Researchers Improve Aircore Coils for Magnetic Field Detection

In geophysical exploration, non-destructive testing, and other fields requiring precise magnetic field measurements, capturing faint yet critical signals poses a significant challenge. A recent study published in ScienceDirect Topics reveals that the solution may lie in the meticulous design of air-core induction coils, offering new strategies to improve sensitivity and signal-to-noise ratios.

Induction coils serve as the heart of magnetic field sensors, with their performance directly determining the sensor's overall capability. These coils convert magnetic signals into electrical signals, which are then amplified as low-noise voltage outputs. A typical air-core coil sensor structure (Figure 1) operates based on Faraday's Law of Electromagnetic Induction, where the induced electromotive force (emf) is proportional to the rate of change in magnetic flux:

V = -n * dΦ/dt = -n * A * dB/dt = -μ₀ * n * A * dH/dt

Here, μ₀ represents vacuum permeability (4π×10⁻⁷ H/m), A is the single-turn coil area, n is the number of turns, and B and H denote magnetic flux density and field strength, respectively. The study emphasizes that increasing the coil's turn count and effective area enhances detection capability.

In practical manufacturing, coils are typically wound on wooden frames or laid directly on the ground. For a meter-scale coil with average diameter Dm , the effective area approximates to π Dm ²/4, while the turn count relates to wire diameter d and layer number N as n = l * N / d (where l is coil length). For sinusoidal magnetic induction, the peak output voltage becomes:

V₀ = (π²/√2) * f * Dm² * n * B

This translates to a sensitivity ( S = V₀/H ) formula showing that larger diameters ( Dm ), longer coils ( l ), and thinner wires ( d ) improve performance—though thermal noise introduces constraints.

The DC resistance ( RL ) of a coil generates thermal noise ( VT ), calculated using Boltzmann's constant ( kB ) and bandwidth ( BW ).
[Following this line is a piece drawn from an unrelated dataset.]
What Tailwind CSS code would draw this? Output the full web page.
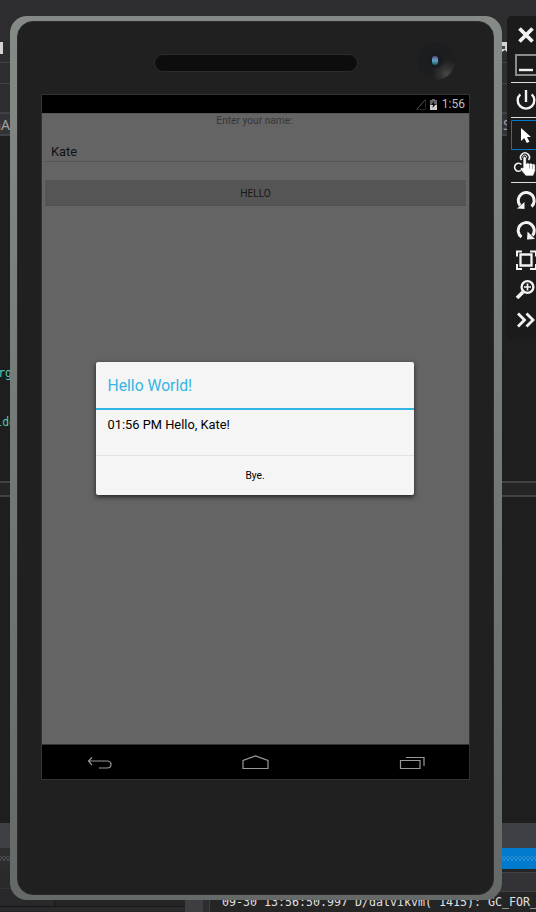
<!DOCTYPE html>
<html lang="en">
<head>
<meta charset="utf-8">
<title>Android emulator</title>
<script src="https://cdn.jsdelivr.net/npm/@tailwindcss/browser@4"></script>
</head>
<body class="relative w-[536px] h-[912px] overflow-hidden bg-[#1e1e1e] font-[Roboto,sans-serif]">

<!-- Editor behind the emulator -->
<div class="flex flex-col w-full h-full">
  <div class="h-[62px] bg-[#2d2d30] flex justify-between pt-[42px]">
    <div class="w-[3px] h-3 bg-[#d4d4d4]"></div>
    <div class="w-[34px] h-3"><svg class="w-1.5 h-[11px]" viewBox="0 0 6 11"><path d="M0 0h6v11L3 8 0 10z" fill="#d4d4d4"/><path d="M0 4h3v3H0z" fill="#444"/></svg></div>
  </div>
  <div class="h-[22px] bg-[#2d2d30] border-y border-[#434346]"></div>
  <div class="h-7 bg-[#2d2d30]"></div>
  <div class="h-[24px] bg-[#333337] border-y-2 border-[#3f3f46] flex justify-between text-[14px] leading-[21px] text-[#a0a0a0] font-['Noto_Sans',sans-serif]">
    <div class="w-[10px] flex justify-end"><span>nA</span></div>
    <div class="w-[34px] pl-px">S</div>
  </div>
  <div class="h-[345px] font-['DejaVu_Sans_Mono',monospace] text-[11.5px] leading-[14px] text-[#4ec9b0]">
    <div class="w-[12px] h-[279px] pt-[230px] flex justify-end"><span>rg</span></div>
    <div class="w-[16px] flex justify-end"><span>ide</span></div>
  </div>
  <div class="h-4 border-y-2 border-[#434346] bg-[#252526]"></div>
  <div class="h-[326px]"></div>
  <div class="h-[25px] bg-[#3f3f46]"></div>
  <div class="h-[21px] flex">
    <div class="w-1/2 bg-[#2d2d30] py-2"><div class="h-[5px] bg-[radial-gradient(#515155_0.7px,transparent_0.8px),radial-gradient(#515155_0.7px,transparent_0.8px)] bg-size-[4px_4px] bg-position-[0_0,2px_2px]"></div></div>
    <div class="w-1/2 bg-[#007acc] py-2"><div class="h-[5px] bg-[radial-gradient(#59a8de_0.6px,transparent_0.8px),radial-gradient(#59a8de_0.6px,transparent_0.8px)] bg-size-[4px_4px] bg-position-[0_0,2px_2px]"></div></div>
  </div>
  <div class="h-[43px] flex">
    <div class="w-[185px] bg-[#252526]">
      <div class="h-5 bg-[#2a2a2c] border-b border-[#333337]"></div>
      <div class="h-[18px] w-[55px] bg-[#29292b] border-r border-b border-[#19191a]"></div>
      <div class="h-[5px] bg-[#2a2a2c] -mt-px border-t border-[#161617]"></div>
    </div>
    <div class="w-[18px] bg-[#3e3e42]"></div>
    <div class="w-1.5 bg-[#2d2d30]"></div>
    <div class="flex-1 bg-[#252526] border-l border-[#3f3f46] overflow-hidden">
      <div class="mt-[3px] h-5 bg-[#333337] border-y border-[#434346]"></div>
      <pre class="pl-3 pt-[3px] font-['DejaVu_Sans_Mono',monospace] text-[11.64px] leading-[14px] text-[#e0e0e0]">09-30 13:56:50.997 D/dalvikvm( 1415): GC_FOR_</pre>
    </div>
  </div>
</div>

<!-- Phone -->
<div class="absolute left-[10px] top-4 w-[492px] h-[884px] rounded-[17px] bg-linear-to-b from-[#858a86] via-[#737976] to-[#656a68] pl-[7px] pr-2 py-[5px]">
  <div class="h-full rounded-[16px] bg-[#202020] border border-[#2a2c2c] flex flex-col">
    <div class="relative h-[72px] shrink-0">
      <div class="ml-[136px] mt-[32px] w-[204px] h-[18px] rounded-full bg-[#0d0d0d] border border-[#2c2c2c]"></div>
      <div class="absolute left-[399px] top-[20px] size-[38px] rounded-full bg-[radial-gradient(circle_at_78%_84%,#4a4645_0,#302f30_16%,#1d1e20_33%,#1b1d20_100%)]">
        <div class="absolute left-[11px] top-[11px] size-[15px] rounded-full bg-[#181b20]"></div>
        <div class="absolute left-[15px] top-[14px] w-[6px] h-[9px] rounded-full bg-linear-to-b from-[#55517d] via-[#64a0cb] to-[#135b5d]"></div>
      </div>
    </div>
    <div class="ml-[23px] w-[429px] h-[686px] border border-[#333] flex flex-col bg-[#646464]">
      <div class="h-[18px] bg-black flex justify-end items-center pr-[4px] text-[12px] leading-[18px] text-[#bebebe]">
        <svg class="w-[10px] h-[11px]" viewBox="0 0 10 11" fill="none"><path stroke="#555" d="M.5 10.500 9.500.5"/><path stroke="#222" d="M9.500.5v10h-9"/></svg>
        <svg class="ml-[4px] w-[7px] h-[11px]" viewBox="0 0 7 11"><path fill="#666" d="M2 0h3v1h2v10H0V1h2z"/><path fill="#cfcfcf" d="M0 6h7v5H0z"/><path d="M4 2 1 6h2L2.500 9 6 5H4z" fill="#111"/></svg>
        <span class="ml-[5px]">1:56</span>
      </div>
      <div class="flex-1 flex flex-col px-[3px] border-t border-[#585858]">
        <div class="h-[13px] text-center text-[10.2px] leading-[13px] text-[#363636] pr-[2px]">Enter your name:</div>
        <div class="h-[35px] pl-[6px] pt-[16px] text-[12.9px] leading-[17px] text-[#111] border-b border-[#545454] flex">Kate</div>
        <div class="mt-[18px] h-[26px] bg-[#555] rounded-[1px] border-b border-[#505050] text-center text-[10.2px] leading-[28px] text-[#151515]">HELLO</div>
      </div>
      <div class="h-[35px] border-t border-[#333] bg-black">
        <svg class="block w-[427px] h-[34px]" viewBox="0 1 427 34" fill="none" stroke="#999" stroke-width="1.2">
          <path d="M50 13.500 46.500 17l3.500 4M47 17h18q4 0 4 3.500t-4 3.500h-8"/>
          <path d="M201 24.500v-8l12.500-4.500 12.500 4.500v8z"/>
          <path d="M358.500 16.500h19.500v8h-19.500zM364 13.500h18v8.500"/>
        </svg>
      </div>
    </div>
  </div>
</div>

<!-- Dialog -->
<div class="absolute left-24 top-[362px] w-[318px] h-[133px] rounded-[2px] bg-[#f5f5f5] shadow-[0_2px_5px_rgba(0,0,0,0.65)] flex flex-col">
  <div class="shrink-0 h-[48px] border-b-2 border-[#33b5e5] pl-[11.5px] text-[15.7px] leading-[48px] text-[#33b5e5]">Hello World!</div>
  <div class="shrink-0 h-[46px] border-b border-[#e3e3e3] pl-[11.5px] pt-[6px] text-[12.85px] leading-[18px] text-black">01:56 PM Hello, Kate!</div>
  <div class="h-[39px] text-center text-[10.2px] leading-[40px] text-black">Bye.</div>
</div>

<!-- Emulator toolbar -->
<div class="absolute left-[507px] top-4 w-[36px] h-[323px] rounded-[5px] bg-[#1b1b1b]">
  <svg class="block w-[36px] h-[323px]" viewBox="507 16 36 323" fill="none" stroke="#f2f2f2" stroke-width="2.400">
    <path stroke-width="3.800" d="m519.500 28.500 13 13m0-13-13 13"/>
    <path stroke="#8c8c8c" stroke-width="2" d="M516 55h22v20h-22z"/>
    <path d="M519 70h14"/>
    <path stroke="#ddd" stroke-width="1" d="M511 82.500h32M511 117.500h32M511 182.500h32"/>
    <path d="M526 90v12M520.300 94.300a8.300 8.300 0 1 0 11.400 0"/>
    <path stroke="#007acc" stroke-width="1" d="M511.500 120.500h32v29h-32z"/>
    <path fill="#fff" stroke="none" d="M521 128v13l3.200-3 2.600 5 2.600-1.300-2.400-4.700h4z"/>
    <path stroke-width="1.600" d="M521.500 160a4.400 4.400 0 1 1 7 0M521.500 164.500a4 4 0 1 0 0 5.500"/>
    <path stroke-width="1" d="M523 158a2 2 0 1 1 3.500 0"/>
    <path fill="#fff" stroke="#1b1b1b" stroke-width=".7" d="M523 157.500q1.700-2 3.300 0v6q1.500-1.300 3 0 1.700-1.200 3 .5 2-1 3 1v6l-2 5h-7.500l-5.500-6.500q0-2.800 2.700-1.500z"/>
    <path stroke="#777" stroke-width=".7" d="M529.500 164.500v4M532.500 165v4"/>
    <path stroke-width="3" d="M531.500 206.500a8 8 0 1 0-11.500-1"/>
    <path fill="#f2f2f2" stroke="none" d="m517 208.500 7.500.5V202z"/>
    <path stroke-width="3" d="M521.500 237a8 8 0 1 1 11-1.500"/>
    <path fill="#f2f2f2" stroke="none" d="m535 239-8 .5.500-8z"/>
    <path stroke-width="2" d="M517 256.500v-5h5M530 251.500h6v5M517 264v5h5M530 269h6v-5"/>
    <path stroke-width="2.300" d="M520.500 254.500h11v11h-11z"/>
    <circle cx="527.500" cy="287" r="5.900"/>
    <path stroke-width="1.700" d="M524 287h7m-3.500-3.500v7"/>
    <path stroke-width="3.800" d="m523 292-6 6"/>
    <path stroke-width="2.800" d="m518 313.500 6.500 6.500-6.500 6.500M526.500 313.500l6.500 6.500-6.500 6.500"/>
  </svg>
</div>
</body>
</html>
The resulting signal-to-noise ratio (SNR) demonstrates that increasing Dm provides the most effective SNR improvement, while using low-resistivity wires offers secondary benefits. However, physical size limitations often constrain these optimizations in real-world applications.
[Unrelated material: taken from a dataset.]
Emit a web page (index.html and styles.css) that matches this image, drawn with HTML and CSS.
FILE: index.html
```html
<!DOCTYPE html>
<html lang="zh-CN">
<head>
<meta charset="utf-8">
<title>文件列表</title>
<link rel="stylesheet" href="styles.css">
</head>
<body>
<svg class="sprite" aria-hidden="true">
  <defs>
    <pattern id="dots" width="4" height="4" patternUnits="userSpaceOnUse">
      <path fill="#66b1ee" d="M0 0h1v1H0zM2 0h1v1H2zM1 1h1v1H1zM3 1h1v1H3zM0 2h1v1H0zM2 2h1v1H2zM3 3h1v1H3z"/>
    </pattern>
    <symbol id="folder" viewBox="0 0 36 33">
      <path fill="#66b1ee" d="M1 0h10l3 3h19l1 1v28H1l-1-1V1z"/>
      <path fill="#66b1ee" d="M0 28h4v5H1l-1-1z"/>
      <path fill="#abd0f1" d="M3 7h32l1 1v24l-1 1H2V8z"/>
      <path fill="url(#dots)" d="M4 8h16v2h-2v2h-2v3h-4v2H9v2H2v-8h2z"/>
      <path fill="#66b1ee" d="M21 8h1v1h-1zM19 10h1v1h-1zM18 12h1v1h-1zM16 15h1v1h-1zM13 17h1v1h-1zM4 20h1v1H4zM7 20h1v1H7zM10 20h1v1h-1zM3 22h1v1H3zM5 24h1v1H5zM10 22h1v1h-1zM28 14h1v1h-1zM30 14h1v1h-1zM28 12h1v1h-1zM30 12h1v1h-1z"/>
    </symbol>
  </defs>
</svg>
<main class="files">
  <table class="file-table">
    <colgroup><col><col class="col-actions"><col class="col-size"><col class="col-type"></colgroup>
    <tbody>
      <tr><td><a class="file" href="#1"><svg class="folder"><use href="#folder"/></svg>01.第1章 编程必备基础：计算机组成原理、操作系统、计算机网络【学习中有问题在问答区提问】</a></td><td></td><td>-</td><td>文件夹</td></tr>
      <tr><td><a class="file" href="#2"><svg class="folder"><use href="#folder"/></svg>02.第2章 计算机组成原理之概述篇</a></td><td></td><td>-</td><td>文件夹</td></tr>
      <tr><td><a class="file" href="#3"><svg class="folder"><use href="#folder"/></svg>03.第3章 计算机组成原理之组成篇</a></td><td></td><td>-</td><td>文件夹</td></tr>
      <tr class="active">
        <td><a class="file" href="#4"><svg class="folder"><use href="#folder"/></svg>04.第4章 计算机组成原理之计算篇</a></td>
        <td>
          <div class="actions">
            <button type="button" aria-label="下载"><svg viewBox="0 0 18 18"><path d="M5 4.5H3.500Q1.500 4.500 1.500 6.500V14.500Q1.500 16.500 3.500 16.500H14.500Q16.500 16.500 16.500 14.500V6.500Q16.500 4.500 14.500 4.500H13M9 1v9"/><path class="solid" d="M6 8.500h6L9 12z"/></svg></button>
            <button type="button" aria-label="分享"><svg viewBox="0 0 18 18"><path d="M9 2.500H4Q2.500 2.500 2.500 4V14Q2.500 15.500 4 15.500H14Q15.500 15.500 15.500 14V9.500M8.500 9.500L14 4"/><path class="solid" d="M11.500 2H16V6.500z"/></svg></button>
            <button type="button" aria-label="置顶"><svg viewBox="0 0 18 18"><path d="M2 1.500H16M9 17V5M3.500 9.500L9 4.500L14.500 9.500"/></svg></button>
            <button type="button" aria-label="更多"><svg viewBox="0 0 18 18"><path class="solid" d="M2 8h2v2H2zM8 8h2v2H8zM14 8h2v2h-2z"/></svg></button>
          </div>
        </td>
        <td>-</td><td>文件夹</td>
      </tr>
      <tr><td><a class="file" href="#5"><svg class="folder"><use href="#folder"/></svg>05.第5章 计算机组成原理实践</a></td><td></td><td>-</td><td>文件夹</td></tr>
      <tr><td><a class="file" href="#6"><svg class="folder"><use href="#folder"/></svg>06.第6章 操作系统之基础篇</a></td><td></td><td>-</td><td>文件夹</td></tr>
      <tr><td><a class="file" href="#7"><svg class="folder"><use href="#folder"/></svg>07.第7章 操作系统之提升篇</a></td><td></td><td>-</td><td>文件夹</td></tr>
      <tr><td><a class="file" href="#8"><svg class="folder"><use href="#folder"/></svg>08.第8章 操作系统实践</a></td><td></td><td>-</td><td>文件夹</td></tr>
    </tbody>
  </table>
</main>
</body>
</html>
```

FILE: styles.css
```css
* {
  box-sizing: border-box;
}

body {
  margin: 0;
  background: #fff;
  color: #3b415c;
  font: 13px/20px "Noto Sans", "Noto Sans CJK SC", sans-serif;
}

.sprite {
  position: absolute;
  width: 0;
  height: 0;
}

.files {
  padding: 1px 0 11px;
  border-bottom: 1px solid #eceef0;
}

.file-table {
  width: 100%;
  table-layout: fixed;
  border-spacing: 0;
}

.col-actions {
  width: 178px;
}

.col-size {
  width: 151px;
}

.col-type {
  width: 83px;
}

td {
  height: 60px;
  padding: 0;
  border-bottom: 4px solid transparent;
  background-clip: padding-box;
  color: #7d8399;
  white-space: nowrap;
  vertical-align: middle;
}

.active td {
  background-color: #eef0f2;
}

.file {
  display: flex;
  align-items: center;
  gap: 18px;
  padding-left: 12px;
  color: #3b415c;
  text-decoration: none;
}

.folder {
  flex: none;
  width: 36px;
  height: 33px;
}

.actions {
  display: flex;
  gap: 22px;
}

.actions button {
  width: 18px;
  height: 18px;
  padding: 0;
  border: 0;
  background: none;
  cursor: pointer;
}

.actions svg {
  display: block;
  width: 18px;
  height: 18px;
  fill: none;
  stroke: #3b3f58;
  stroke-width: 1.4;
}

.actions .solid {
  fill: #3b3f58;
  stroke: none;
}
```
Beyond geometry, three key electrical parameters influence performance:

1. DC Resistance: Directly determines thermal noise levels and measurement precision. Pre-manufacturing estimates using material properties and dimensions help anticipate noise floors.
2. Equivalent Inductance: Governs frequency characteristics and upper-frequency limits. Finite element analysis provides reliable pre-production estimates, though minor discrepancies arise from measurement errors and winding irregularities.
3. Distributed Capacitance: Critically impacts frequency response. While reducing equivalent inductance can raise resonant frequencies, minimizing parasitic capacitance through optimized winding techniques remains more practical. Analytical models exist for multilayer circular coils, but accurate estimation remains challenging due to dependencies on insulation materials and winding methods.

The study concludes by examining air-core coil applications in transient electromagnetic methods (TEM) and superconducting nanowire single-photon detectors (SNSPD), highlighting optimization strategies like primary field cancellation, noise floor reduction, and bandwidth tuning. Future research may focus on advanced materials and computational modeling to further push detection boundaries while balancing practical constraints.